▸ What you need to do:
Each line containing the word "React" should be found and copied.

▸ Collected data:
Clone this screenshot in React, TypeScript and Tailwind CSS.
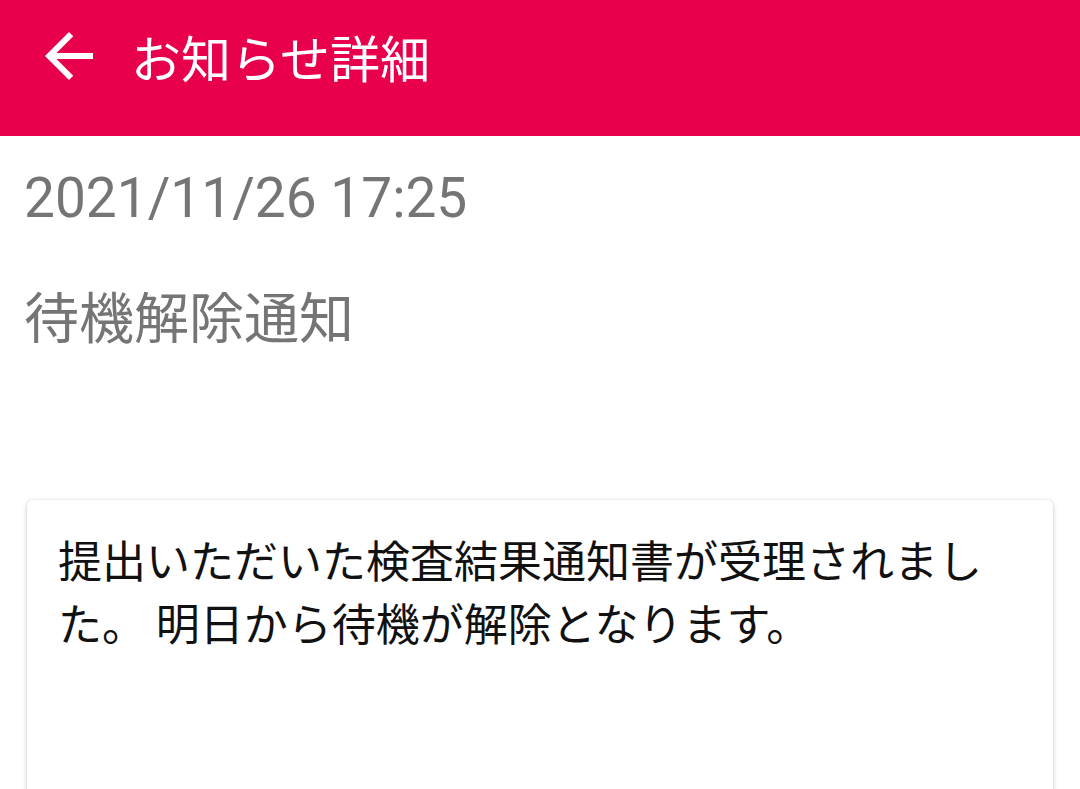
import React from 'react';

const ArrowBack = () => (
  <svg viewBox="0 0 24 24" className="w-[72px] h-[72px]" fill="white">
    <path d="M20 11H7.83l5.59-5.59L12 4l-8 8 8 8 1.41-1.41L7.83 13H20v-2z" />
  </svg>
);

const App = () => {
  return (
    <div className="min-h-screen bg-white overflow-hidden font-['Roboto','Noto_Sans_CJK_JP',sans-serif]">
      {/* Header */}
      <div className="h-[136px] bg-[#e8004c] flex items-center pl-[33px] pb-[24px]">
        <ArrowBack />
        <h1 className="ml-[26px] text-white text-[50px] leading-none font-['Noto_Sans_CJK_JP',sans-serif]">
          お知らせ詳細
        </h1>
      </div>

      {/* Meta */}
      <div className="px-[24px]">
        <div className="pt-[30px] text-[55px] leading-[64px] text-[#757575]">
          2021/11/26 17:25
        </div>
        <div className="mt-[52px] text-[55px] leading-[64px] text-[#757575] font-['Noto_Sans_CJK_JP',sans-serif]">
          待機解除通知
        </div>
      </div>

      {/* Body card */}
      <div className="mt-[154px] ml-[27px] w-[1026px] h-[400px] bg-white rounded-[6px] shadow-[0_1px_4px_rgba(0,0,0,0.25)] px-[31px] pt-[28px]">
        <p className="text-[44px] leading-[63px] text-[#111111] font-['Noto_Sans_CJK_JP',sans-serif] break-all">
          提出いただいた検査結果通知書が受理されました。 明日から待機が解除となります。
        </p>
      </div>
    </div>
  );
};

export default App;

▸ Reply:
Clone this screenshot in React, TypeScript and Tailwind CSS.
import React from 'react';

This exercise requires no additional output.